India’s new labour codes, effective November 21, 2025, trigger immediate accounting changes for companies from the December quarter. ICAI advises recognizing higher gratuity liabilities and reworking compensation structures under the new wage definition. Leave entitlements ease, but supporting rules are pending—requiring prudent disclosures and interim adjustments in Q3 FY26 results.
India’s four consolidated labour codes—Wages, Social Security, Industrial Relations, and Occupational Safety—came into effect on November 21, 2025, modernizing 29 legacy laws and tightening wage definitions that directly impact cost structures and employee benefits. Employers must prepare for accounting adjustments even as detailed rules are awaited.
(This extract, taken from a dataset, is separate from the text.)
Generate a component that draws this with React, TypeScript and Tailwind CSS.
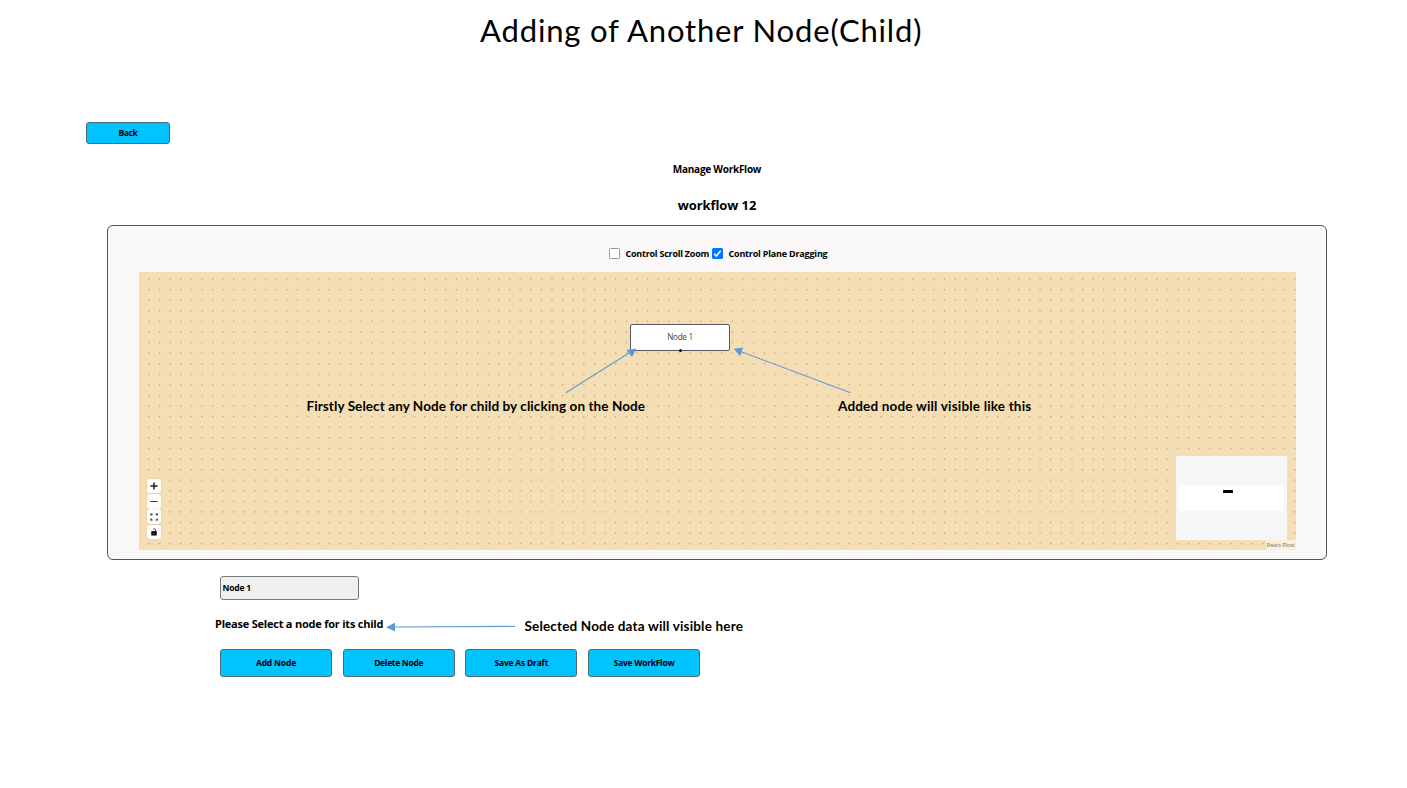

ICAI has advised companies to recognize the increase in gratuity liabilities and cost implications in interim financial statements for the December quarter (Q3 FY26). The wage definition now requires at least 50% of total remuneration to be counted as “wages,” which can enlarge benefit-linked bases and associated liabilities.
Operationally, paid annual leave thresholds drop from 240 to 180 days, expanding eligibility sooner and affecting provisioning. With rules pending notification, firms should prioritize transparent disclosures, sensitivity analyses, and compensation redesigns to stay compliant while managing earnings volatility.
Major takeaways and notable updates
Effective date: Labour codes implemented on Nov 21, 2025; detailed rules pending notification.
Accounting impact: Recognize higher gratuity liabilities and cost effects from the December quarter (Q3 FY26).
Wage definition: Minimum 50% of remuneration as “wages”—raises bases for benefits and liabilities.
Leave eligibility: Threshold reduced to 180 days, expanding paid annual leave sooner.
Action items: Update compensation structures, enhance disclosures, and assess tax and payroll implications.